Work required:
Show all lines of the listing that hold the word "styles".

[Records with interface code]
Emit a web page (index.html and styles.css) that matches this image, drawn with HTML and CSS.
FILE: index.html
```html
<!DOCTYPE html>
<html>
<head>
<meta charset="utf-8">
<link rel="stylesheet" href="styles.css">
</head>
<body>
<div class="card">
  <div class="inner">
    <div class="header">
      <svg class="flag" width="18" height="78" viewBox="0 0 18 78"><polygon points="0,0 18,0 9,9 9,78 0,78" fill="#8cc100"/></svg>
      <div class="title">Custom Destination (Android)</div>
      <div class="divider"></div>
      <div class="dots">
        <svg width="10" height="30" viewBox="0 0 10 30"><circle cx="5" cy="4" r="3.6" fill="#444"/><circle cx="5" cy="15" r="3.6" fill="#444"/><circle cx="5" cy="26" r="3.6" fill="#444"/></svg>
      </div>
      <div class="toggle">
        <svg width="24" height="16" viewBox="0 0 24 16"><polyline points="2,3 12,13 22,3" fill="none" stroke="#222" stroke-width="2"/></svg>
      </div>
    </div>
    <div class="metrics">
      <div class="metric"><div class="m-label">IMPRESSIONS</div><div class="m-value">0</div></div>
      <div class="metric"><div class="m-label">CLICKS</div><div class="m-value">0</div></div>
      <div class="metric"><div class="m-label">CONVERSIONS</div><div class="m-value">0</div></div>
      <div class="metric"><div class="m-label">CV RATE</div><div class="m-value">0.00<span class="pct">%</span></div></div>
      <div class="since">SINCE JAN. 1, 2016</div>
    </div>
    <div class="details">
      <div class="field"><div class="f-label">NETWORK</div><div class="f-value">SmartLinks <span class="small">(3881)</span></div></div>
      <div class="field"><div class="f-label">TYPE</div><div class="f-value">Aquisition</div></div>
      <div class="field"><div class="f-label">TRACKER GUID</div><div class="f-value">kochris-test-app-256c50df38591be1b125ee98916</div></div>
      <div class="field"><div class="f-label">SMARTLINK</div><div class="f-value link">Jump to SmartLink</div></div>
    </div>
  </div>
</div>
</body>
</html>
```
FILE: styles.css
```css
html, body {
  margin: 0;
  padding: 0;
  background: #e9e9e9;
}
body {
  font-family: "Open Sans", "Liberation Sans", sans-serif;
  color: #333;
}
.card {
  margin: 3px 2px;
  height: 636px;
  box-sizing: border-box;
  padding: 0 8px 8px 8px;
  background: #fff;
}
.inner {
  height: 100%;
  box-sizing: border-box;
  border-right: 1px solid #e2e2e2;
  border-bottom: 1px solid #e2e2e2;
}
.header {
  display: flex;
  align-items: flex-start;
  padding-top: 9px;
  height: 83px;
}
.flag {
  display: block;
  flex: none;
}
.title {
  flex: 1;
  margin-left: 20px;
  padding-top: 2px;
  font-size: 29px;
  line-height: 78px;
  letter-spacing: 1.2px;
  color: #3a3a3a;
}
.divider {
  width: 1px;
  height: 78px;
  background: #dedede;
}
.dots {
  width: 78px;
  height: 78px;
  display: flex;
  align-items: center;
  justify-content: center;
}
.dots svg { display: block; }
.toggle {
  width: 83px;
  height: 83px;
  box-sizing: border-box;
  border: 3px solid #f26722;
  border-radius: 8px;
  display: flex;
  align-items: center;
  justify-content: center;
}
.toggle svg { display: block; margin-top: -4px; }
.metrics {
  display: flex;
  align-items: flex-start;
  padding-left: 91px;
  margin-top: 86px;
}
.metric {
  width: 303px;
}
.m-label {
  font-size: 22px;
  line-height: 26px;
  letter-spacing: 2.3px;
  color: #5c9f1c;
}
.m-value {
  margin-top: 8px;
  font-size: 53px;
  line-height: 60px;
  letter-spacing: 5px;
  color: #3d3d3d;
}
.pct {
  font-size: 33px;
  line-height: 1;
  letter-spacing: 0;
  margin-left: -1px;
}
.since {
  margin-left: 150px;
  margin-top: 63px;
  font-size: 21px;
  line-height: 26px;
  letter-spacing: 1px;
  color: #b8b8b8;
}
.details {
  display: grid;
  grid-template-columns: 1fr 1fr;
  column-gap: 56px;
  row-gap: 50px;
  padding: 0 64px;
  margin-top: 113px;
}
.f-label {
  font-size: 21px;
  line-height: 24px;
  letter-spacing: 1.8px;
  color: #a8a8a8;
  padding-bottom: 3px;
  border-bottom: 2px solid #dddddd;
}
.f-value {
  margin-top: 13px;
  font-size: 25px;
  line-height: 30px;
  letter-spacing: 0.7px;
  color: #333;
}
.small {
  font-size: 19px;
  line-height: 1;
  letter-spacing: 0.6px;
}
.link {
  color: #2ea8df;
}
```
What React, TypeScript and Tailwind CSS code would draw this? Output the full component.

Full output:
Emit a web page (index.html and styles.css) that matches this image, drawn with HTML and CSS.
<link rel="stylesheet" href="styles.css">
FILE: styles.css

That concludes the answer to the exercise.